The Ubiquitin Proteasome System as a Therapeutic Area in Parkinson’s Disease
Progenra Inc, February 2023
Parkinson’s disease (PD) is the most common neurodegenerative movement disorder. There are no available therapeutics that slow or halt the progressive loss of dopamine-producing neurons, which underlies the primary clinical symptoms. Currently approved PD drugs can provide symptomatic relief by increasing brain dopamine content or activity; however, the alleviation is temporary, and the effectiveness diminishes with the inevitable progression of neurodegeneration.
Discovery and development of disease-modifying neuroprotective therapies has been hampered by insufficient understanding of the root cause of PD-related neurodegeneration. The etiology of PD is complex and involves a combination of genetic and environmental factors.
Although a single cause has yet to emerge, genetic, cell biological and neuropathological evidence implicates protein aggregation and mitochondrial dysfunction. Postmortem PD brains show pathognomonic Lewy body intraneuronal inclusions composed of aggregated α-synuclein, indicative of failure to degrade misfolded protein. Mutations in the genes that code for α-synuclein, the E3 ubiquitin ligase Parkin and the mitochondrial kinase PINK1, cause rare inherited forms of PD. While many ubiquitin ligases label proteins with ubiquitin chains to mark proteins for degradation by the proteasome, Parkin has been shown to mark dysfunctional mitochondria for degradation by mitophagy.
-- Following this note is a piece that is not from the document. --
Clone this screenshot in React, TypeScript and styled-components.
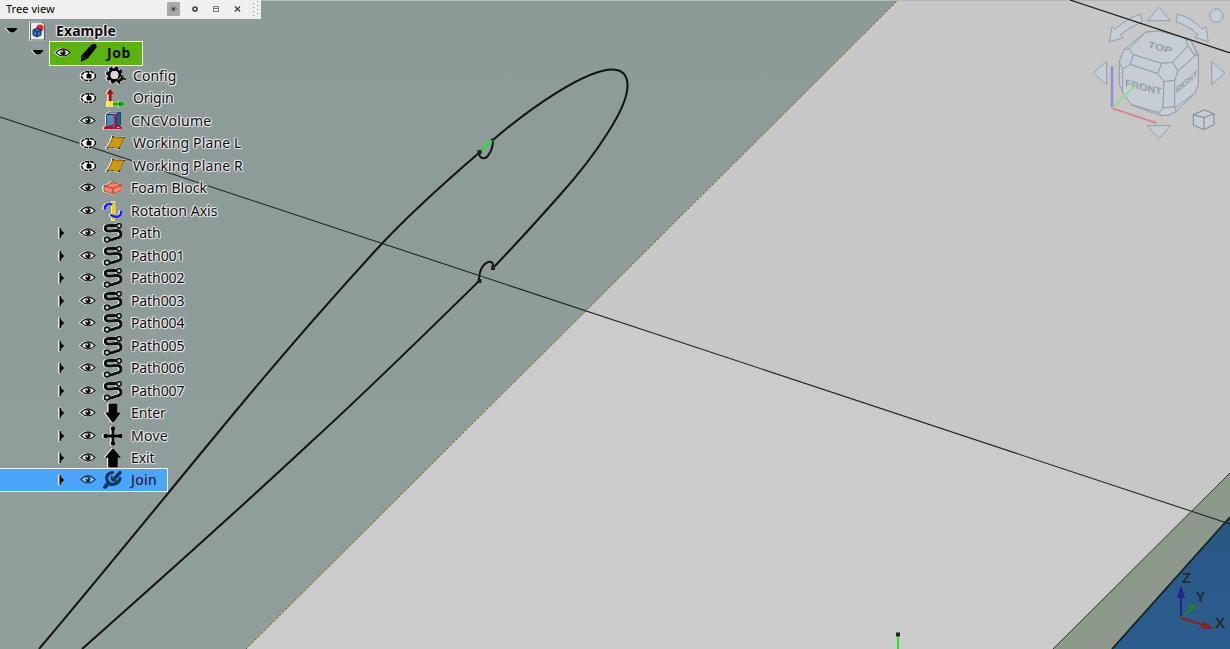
import React from "react";
import styled, { createGlobalStyle, css } from "styled-components";

const GlobalStyle = createGlobalStyle`
  html, body { margin: 0; padding: 0; overflow: hidden; }
  body { font-family: "Noto Sans", "Open Sans", sans-serif; background: #8d9b99; }
`;

const Window = styled.main`
  position: relative;
  width: 1230px;
  height: 649px;
  overflow: hidden;
`;

const Scene = styled.svg`
  position: absolute;
  inset: 0;
  display: block;
`;

const Panel = styled.aside`
  position: relative;
  width: 261px;
`;

const TitleBar = styled.header`
  display: flex;
  align-items: center;
  height: 19px;
  padding-left: 6px;
  background: #f0f0f0;
  color: #000;
  font-size: 11px;
  line-height: 16px;
`;

const Title = styled.span`
  flex: 1;
  height: 18px;
  letter-spacing: 0.05px;
`;

const Tools = styled.div`
  display: flex;
  width: 94px;
  height: 19px;
`;

const Tree = styled.div`
  display: flex;
  flex-direction: column;
  padding-top: 0.3px;
`;

const Row = styled.div<{ $indent: number; $selected?: boolean }>`
  display: flex;
  align-items: center;
  align-self: flex-start;
  box-sizing: border-box;
  height: 22.5px;
  padding-left: ${(p) => p.$indent}px;
  ${(p) =>
    p.$selected &&
    css`
      width: 168px;
      height: 24px;
      margin-top: -1px;
      background: #4aa5ff;
      border: 1px solid #eef6fb;
      border-left: 0;
    `}
`;

const JobBox = styled.div`
  display: flex;
  align-items: center;
  box-sizing: border-box;
  width: 94px;
  height: 25px;
  margin: -1px 0 -1px 5px;
  padding-left: 4px;
  border: 1px solid #f4f8ef;
  background: #5bb312;
`;

const Glyph = styled.svg<{ $gap?: number; $flat?: boolean }>`
  display: block;
  flex: none;
  overflow: visible;
  margin-left: ${(p) => p.$gap ?? 0}px;
  ${(p) =>
    !p.$flat &&
    css`
      filter: drop-shadow(0.8px 0 0.25px #eef0ef) drop-shadow(-0.8px 0 0.25px #eef0ef)
        drop-shadow(0 0.6px 0.2px #eef0ef);
    `}
`;

const Label = styled.span<{ $gap: number; $bold?: boolean; $flat?: boolean; $track?: number }>`
  margin-left: ${(p) => p.$gap}px;
  color: #0a0a0a;
  font-size: 14px;
  line-height: 20px;
  white-space: pre;
  letter-spacing: ${(p) => p.$track ?? -0.1}px;
  font-weight: ${(p) => (p.$bold ? 700 : 400)};
  ${(p) =>
    !p.$flat &&
    css`
      text-shadow: 1px 0 1px #eee, -1px 0 1px #eee, 0 1px 1px #eee, 0 -1px 1px #eee,
        1px 1px 1px #ddd, -1px -1px 1px #ddd;
    `}
`;

function Eye({ gap, faint, tint }: { gap: number; faint?: boolean; tint?: boolean }) {
  const ink = tint ? "#10385e" : "#141414";
  const white = tint ? "#a9d2f5" : "#eceeed";
  return (
    <Glyph width={18} height={16} viewBox="0 0 18 16" $gap={gap} $flat={tint}>
      {faint ? (
        <>
          <ellipse cx={9.5} cy={8} rx={7} ry={4.6} fill="#fff" stroke="#080808" strokeWidth={1.5} strokeDasharray="4 .8" />
          <rect x={7.5} y={6} width={5} height={4.5} rx={1} fill="#080808" />
          <path d="M9.5 3V7" stroke="#080808" strokeWidth={1.5} />
        </>
      ) : (
        <>
          <path d="M1.8 7.6Q9 .4 16.2 7.6Q9 14.2 1.8 7.6Z" fill={white} stroke={ink} strokeWidth={1.25} />
          <circle cx={9} cy={7.6} r={2.6} fill={ink} />
          <circle cx={8.1} cy={6.4} r={0.9} fill={white} />
        </>
      )}
    </Glyph>
  );
}

function Caret({ open }: { open?: boolean }) {
  return open ? (
    <Glyph width={12} height={8} viewBox="0 0 12 8">
      <path d="M.7 1H11.3V2L7.7 5.6H4.3L.7 2Z" fill="#000" />
    </Glyph>
  ) : (
    <Glyph width={8} height={12} viewBox="0 0 8 12">
      <path d="M1.5 .8V11.2H3V9.2L6.4 6L3 2.8V.8Z" fill="#000" />
    </Glyph>
  );
}

const hosePath = "M14.5 2.2C10 3.6 2.6 .8 2.4 5C2.2 9.6 8 7.8 13.5 7.6C19.4 7.4 19.2 14.4 15 14.8C11.5 15.2 9 18 4.500 17";

const drawings: Record<string, React.ReactNode> = {
  config: (
    <>
      <circle cx={8.5} cy={9} r={5.4} fill="none" stroke="#050505" strokeWidth={3} />
      <circle cx={8.5} cy={9} r={7.3} fill="none" stroke="#050505" strokeWidth={2.6} strokeDasharray="3.3 2.43" />
      <circle cx={8.5} cy={9} r={3.9} fill="#d5d8d7" />
      <path d="M11.5 16.5L17.5 11" stroke="#e8e8e8" strokeWidth={4} />
      <path d="M11.5 16L18 11.5" stroke="#111" strokeWidth={2.8} />
      <path d="M15 9.5l1 2 4 2M10 14l2 1 2 3" stroke="#111" strokeWidth={1.7} fill="none" />
    </>
  ),
  origin: (
    <>
      <path d="M4.2 16V5" stroke="#b50808" strokeWidth={3.2} />
      <path d="M.4 6L4.2 .2L8 6Z" fill="#b50808" />
      <path d="M4 16H14" stroke="#12a60c" strokeWidth={3} />
      <path d="M13 12.5L20 16L13 19.5Z" fill="#12a60c" />
      <rect x={1.2} y={13} width={5.8} height={5.8} fill="#ffe620" />
    </>
  ),
  volume: (
    <>
      <path d="M3.5 3.5L7.5 1H17.5L13 3.5Z" fill="#8ab5e0" stroke="#102940" strokeWidth={0.8} />
      <path d="M3.5 3.5H13V16.5H3.5Z" fill="#5587bf" stroke="#102940" strokeWidth={0.8} />
      <path d="M13 3.5L17.5 1V14L13 16.5Z" fill="#2a5691" stroke="#102940" strokeWidth={0.8} />
      <path d="M12 4V14M12 14L2 16.5M12 14L18 16M2 17.5H17.5" stroke="#b41320" strokeWidth={1.3} />
      <circle cx={12} cy={4.5} r={1.4} fill="#e01628" />
      <circle cx={12} cy={14} r={1.4} fill="#e01628" />
      <circle cx={2.2} cy={17} r={1.5} fill="#c01123" />
      <circle cx={17.8} cy={16.5} r={1.5} fill="#c01123" />
    </>
  ),
  plane: (
    <>
      <path d="M7 3.5Q12 5.5 18.5 4.5L13 15.5Q8 13.5 1.2 15L4.5 9.5Z" fill="#cc9a0c" stroke="#6b5009" strokeWidth={0.9} />
      <path d="M6 3.5h2M17.5 4.5h2M.5 15h2M12 15.5h2" stroke="#4a3706" strokeWidth={1.5} />
    </>
  ),
  foam: (
    <>
      <path d="M1 8L10 4.5L19 7V12.5L10 16L1 13Z" fill="#fd8266" stroke="#8a4a3b" strokeWidth={0.9} />
      <path d="M1 8L10 10.2L19 7M10 10.2V16" fill="none" stroke="#8a4a3b" strokeWidth={1} />
      <path d="M7 5.2Q10 1.5 13 5.2" fill="#a67843" stroke="#806037" strokeWidth={0.8} />
    </>
  ),
  rotation: (
    <>
      <path d="M10.6 .5V19.5" stroke="#f3ce13" strokeWidth={3} />
      <path d="M1.8 8.8C1.5 2.5 6.5 2.5 9.2 3.6" fill="none" stroke="#1720eb" strokeWidth={2.5} />
      <path d="M18 9.5C19.5 17.5 11 16.5 7.5 13.8" fill="none" stroke="#1720eb" strokeWidth={2.5} />
      <path d="M10.6 5V13" stroke="#f3ce13" strokeWidth={3} />
    </>
  ),
  path: (
    <>
      <path d={hosePath} fill="none" stroke="#111" strokeWidth={3} />
      <circle cx={16} cy={2.8} r={2.3} fill="#c5caca" stroke="#111" strokeWidth={1.6} />
      <circle cx={4} cy={16.6} r={2.5} fill="#c5caca" stroke="#111" strokeWidth={1.6} />
    </>
  ),
  enter: <path d="M6.5 .5H13.5Q14.5 .5 14.5 1.5V9.5H18L11 19Q10 19.8 9 19L2 9.5H5.5V1.5Q5.5 .5 6.5 .5Z" fill="#000" />,
  exit: <path d="M9.3 .8Q10 0 10.7 .8L18.2 9.8H14.8V18.5Q14.8 19.5 13.8 19.5H6.2Q5.2 19.5 5.2 18.5V9.8H1.8Z" fill="#000" />,
  move: (
    <>
      <path d="M10 2V18M2 10H18" stroke="#000" strokeWidth={2.8} />
      <g fill="#000">
        <circle cx={10} cy={2.5} r={2.2} /><circle cx={10} cy={17.5} r={2.2} />
        <circle cx={2.5} cy={10} r={2.2} /><circle cx={17.5} cy={10} r={2.2} />
      </g>
    </>
  ),
  join: (
    <g fill="none" stroke="#0b365f" strokeLinecap="round">
      <path d="M11 9L17 2.5" strokeWidth={3.4} />
      <path d="M9.5 2.5C3.5 3 2.5 8.5 5 12C8 16.5 16 14 17 8.5" strokeWidth={3.2} />
      <path d="M5 13.5L2 17" strokeWidth={4} />
      <path d="M8.8 6.5Q7.5 11.5 13 10.5" strokeWidth={2} />
    </g>
  ),
};

type Item = { name: string; icon: string; inner?: boolean; leaf?: boolean; track?: number };

const items: Item[] = [
  { name: "Config", icon: "config", inner: true, leaf: true, track: 0.05 },
  { name: "Origin", icon: "origin", inner: true, leaf: true },
  { name: "CNCVolume", icon: "volume", leaf: true, track: 0.25 },
  { name: "Working Plane L", icon: "plane", inner: true, leaf: true, track: 0.14 },
  { name: "Working Plane R", icon: "plane", inner: true, leaf: true, track: 0.14 },
  { name: "Foam Block", icon: "foam", leaf: true, track: 0.03 },
  { name: "Rotation Axis", icon: "rotation", leaf: true, track: 0.02 },
  ...["Path", "Path001", "Path002", "Path003", "Path004", "Path005", "Path006", "Path007"].map((name) => ({ name, icon: "path" })),
  { name: "Enter", icon: "enter" },
  { name: "Move", icon: "move", track: 0.25 },
  { name: "Exit", icon: "exit" },
  { name: "Join", icon: "join", track: 0.4 },
];

function TreeItem({ item }: { item: Item }) {
  const selected = item.name === "Join";
  return (
    <Row $indent={item.leaf ? 79 : 58} $selected={selected}>
      {!item.leaf && <Caret />}
      <Eye gap={item.leaf ? 0 : 13} faint={item.inner} tint={selected} />
      <Glyph width={20} height={20} viewBox="0 0 20 20" $gap={item.inner ? 9 : 6} $flat={selected}>
        {drawings[item.icon]}
      </Glyph>
      <Label $gap={item.inner ? 7 : 8} $flat={selected} $track={item.track}>{item.name}</Label>
    </Row>
  );
}

function NavigationCube() {
  return (
    <g transform="translate(1080 0) scale(.33333)" fill="#c5ced7" stroke="#929da5" strokeWidth={3} strokeLinejoin="round">
      <path d="M237 22L272 62H202Z" />
      <path d="M80 184V254L40 219Z" />
      <path d="M395 184V254L434 219Z" />
      <path d="M202 377H272L237 416Z" />
      <circle cx={409} cy={47} r={20} />
      <path d="M182 42L187 66Q147 82 121 105L131 113L88 126L96 80L106 88Q140 55 182 42Z" />
      <path d="M292 42L288 66Q325 76 354 105L344 112L385 125L378 80L367 88Q335 53 292 42Z" />
      <path d="M196 97L237 93L316 115L335 126L355 164V252L345 279L289 334L267 345L245 347L154 314L129 279L118 252V185L132 149Z" />
      <path d="M196 97L237 93L316 115L324 137L278 187L245 190L160 164L148 147Z" />
      <path d="M132 149L148 147L160 164L151 193L128 207L118 185Z" />
      <path d="M160 164L245 190L233 221L151 193Z" />
      <path d="M245 190L278 187L294 213L284 241L252 245L233 221Z" />
      <path d="M316 115L335 126L349 157L345 168L324 137ZM278 187L324 137L345 168L294 213Z" />
      <path d="M151 193L233 221L252 245L249 324L236 338L154 314L128 279V207Z" />
      <path d="M252 245L284 241V320L249 324Z" />
      <path d="M294 213L345 168L355 164V252L345 279L284 325V241Z" />
      <path d="M154 314L236 338L245 347L191 329ZM249 324L284 320L289 334L267 345L245 347L236 338Z" />
      <g fill="#969da3" stroke="none" fontFamily="Liberation Sans" fontWeight={700} fontSize={30}>
        <text transform="matrix(.94 .27 -.28 .83 202 141)" textLength={75} lengthAdjust="spacingAndGlyphs">TOP</text>
        <text transform="matrix(.96 .24 0 1 135 258)" textLength={115} lengthAdjust="spacingAndGlyphs">FRONT</text>
        <text transform="matrix(.76 -.63 0 1 287 283)" textLength={85} lengthAdjust="spacingAndGlyphs">RIGHT</text>
      </g>
      <path d="M96 323V199" stroke="#8e8cda" strokeWidth={7} />
      <path d="M98 323L169 253" stroke="#8edc94" strokeWidth={6} />
      <path d="M97 325L226 368" stroke="#df8588" strokeWidth={6} />
      <circle cx={226} cy={368} r={2} stroke="#df6c70" />
      <path d="M340 344L372 330L402 341V374L371 389L340 375ZM340 344L372 353L402 341M372 353V389" stroke="#7b858c" />
    </g>
  );
}

export default function App() {
  return (
    <>
      <GlobalStyle />
      <Window>
        <Scene width={1230} height={649} viewBox="0 0 1230 649">
          <defs>
            <linearGradient id="table" x2="0" y2="1">
              <stop offset="0" stopColor="#8c9a98" /><stop offset="1" stopColor="#919f9c" />
            </linearGradient>
            <linearGradient id="sea" x2="0" y2="1">
              <stop offset="0" stopColor="#295784" /><stop offset="1" stopColor="#2b5d8e" />
            </linearGradient>
          </defs>
          <path d="M0 0H1230V649H0Z" fill="url(#table)" />
          <path d="M898 0H1230V649H246Z" fill="#cacbca" />
          <path d="M898 0H1230V524L586 311Z" fill="#c7c7c7" />
          <path d="M1230 473V649H1053Z" fill="#8d998b" />
          <path d="M1230 517V649H1112Z" fill="url(#sea)" />
          <path d="M261 .5H1230" stroke="#b2bab8" />
          <path d="M898 0L246 649" stroke="#5b594c" />
          <path d="M898 0L246 649" stroke="#e0c53c" strokeDasharray="2 2.3" />
          <path d="M0 117L1230 524" stroke="#1b1f1e" strokeWidth={1.05} />
          <path d="M1230 473L1053 649" stroke="#30342f" />
          <path d="M1230 517L1112 649" stroke="#17201d" strokeWidth={1.8} />
          <g fill="none" stroke="#101211" strokeWidth={2}>
            <path d="M39 649C105 571 172 488 216 435C266 374 322 309 376 250C408 215 444 183 480 152" />
            <path d="M479 152C479 160 486 160 489 154C492 150 493 145 493 140" />
            <path d="M493 140C530 108 586 69 613 69.4C624 70 628 77 627.5 87C627 99 618 117 607 134C595 153 577 176 560 195C538 220 515 245 493 268" />
            <path d="M493 268C494 260 488 260 483 266C480 270 479 277 479 281" />
            <path d="M479 281C426 333 368 390 310 443C222 525 126 610 82 649" />
          </g>
          <path d="M481 150L493 140" stroke="#10ef16" strokeWidth={2} />
          <path d="M477.5 150h4v4h-4ZM491 138.5h3v2h-3ZM491 266h4v4h-4ZM477.5 279h4v4h-4ZM896 632.5h4v4h-4Z" fill="#222" />
          <path d="M898 637V649" stroke="#10ef16" strokeWidth={2} />
          <NavigationCube />
          <path d="M1070 0L1230 53" stroke="#151515" strokeWidth={1.2} />
          <g fill="none" strokeWidth={2}>
            <path d="M1181 618V594" stroke="#262487" />
            <path d="M1181 618L1191 609" stroke="#238323" />
            <path d="M1181 618L1203 625" stroke="#8b2020" />
          </g>
          <path d="M1181 585L1185 598H1177Z" fill="#262487" />
          <path d="M1195.5 603.5V608L1191.5 611.5L1188 607.5Z" fill="#238323" />
          <path d="M1214 629L1201 628.5L1203.5 621Z" fill="#8b2020" />
          <g fill="#252a2d" fontFamily="Liberation Sans" fontSize={15} fontWeight={700}>
            <text x={1182} y={583} textLength={9} lengthAdjust="spacingAndGlyphs">Z</text>
            <text x={1196} y={602} textLength={9} lengthAdjust="spacingAndGlyphs">Y</text>
            <text x={1215} y={628} textLength={10} lengthAdjust="spacingAndGlyphs">X</text>
          </g>
        </Scene>
        <Panel>
          <TitleBar>
            <Title>Tree view</Title>
            <Tools>
              <svg width={94} height={19} viewBox="0 0 94 19">
                <rect y={2} width={13} height={14} rx={1} fill="#a9a9a9" />
                <ellipse cx={6.5} cy={9} rx={3} ry={2} fill="none" stroke="#777" />
                <circle cx={6.5} cy={9} r={1.3} fill="#333" />
                <circle cx={28} cy={9} r={2} fill="none" stroke="#444" strokeWidth={1.7} />
                <path d="M46.5 6.5h5v5h-5ZM46.5 8.5h5" fill="none" stroke="#777" />
                <path d="M68 6.5l5 5M73 6.5l-5 5" stroke="#444" strokeWidth={1.4} />
                <g fill="#888">
                  {[1, 5, 9, 13].map((y) => (
                    <React.Fragment key={y}>
                      <rect x={90} y={y} width={1} height={1} />
                      <rect x={86} y={y + 2} width={1} height={1} />
                    </React.Fragment>
                  ))}
                </g>
              </svg>
            </Tools>
          </TitleBar>
          <Tree>
            <Row $indent={6}>
              <Caret open />
              <Glyph width={18} height={20} viewBox="0 0 18 20" $gap={11}>
                <path d="M1.5 1H13L15.5 4V19H1.5Z" fill="#e9ecec" stroke="#535c5e" />
                <circle cx={11} cy={7} r={3.5} fill="#e4222d" />
                <path d="M4 9l4-2 4 2v5l-4 2-4-2Z" fill="#3a6cb4" stroke="#112b55" />
                <path d="M4 9l4 2 4-2M8 11v5" fill="none" stroke="#112b55" />
              </Glyph>
              <Label $gap={9} $bold $track={0.1}>Example</Label>
            </Row>
            <Row $indent={32}>
              <Caret open />
              <JobBox>
                <Eye gap={0} />
                <Glyph width={20} height={20} viewBox="0 0 20 20" $gap={7} $flat>
                  <path d="M12 2Q13.5 .5 16.5 1Q18 2 17.5 4.5L9 15.2L2 19L2.5 12.5Z" fill="#000" />
                  <path d="M3 13Q4 15.5 7.5 15.5" fill="none" stroke="#397d0a" strokeWidth={0.6} />
                </Glyph>
                <Label $gap={8} $bold $flat $track={0.6}>Job</Label>
              </JobBox>
            </Row>
            {items.map((item) => <TreeItem key={item.name} item={item} />)}
          </Tree>
        </Panel>
      </Window>
    </>
  );
}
The ubiquitin proteasome system participates in several aspects of the cell’s response to mitochondrial damage, affording numerous therapeutic opportunities to augment mitophagy and potentially stop PD progression. Progenra’s scientists recently published a review that examined the role and therapeutic potential of such UPS modulators, exemplified by both ubiquitinating and deubiquitinating enzymes.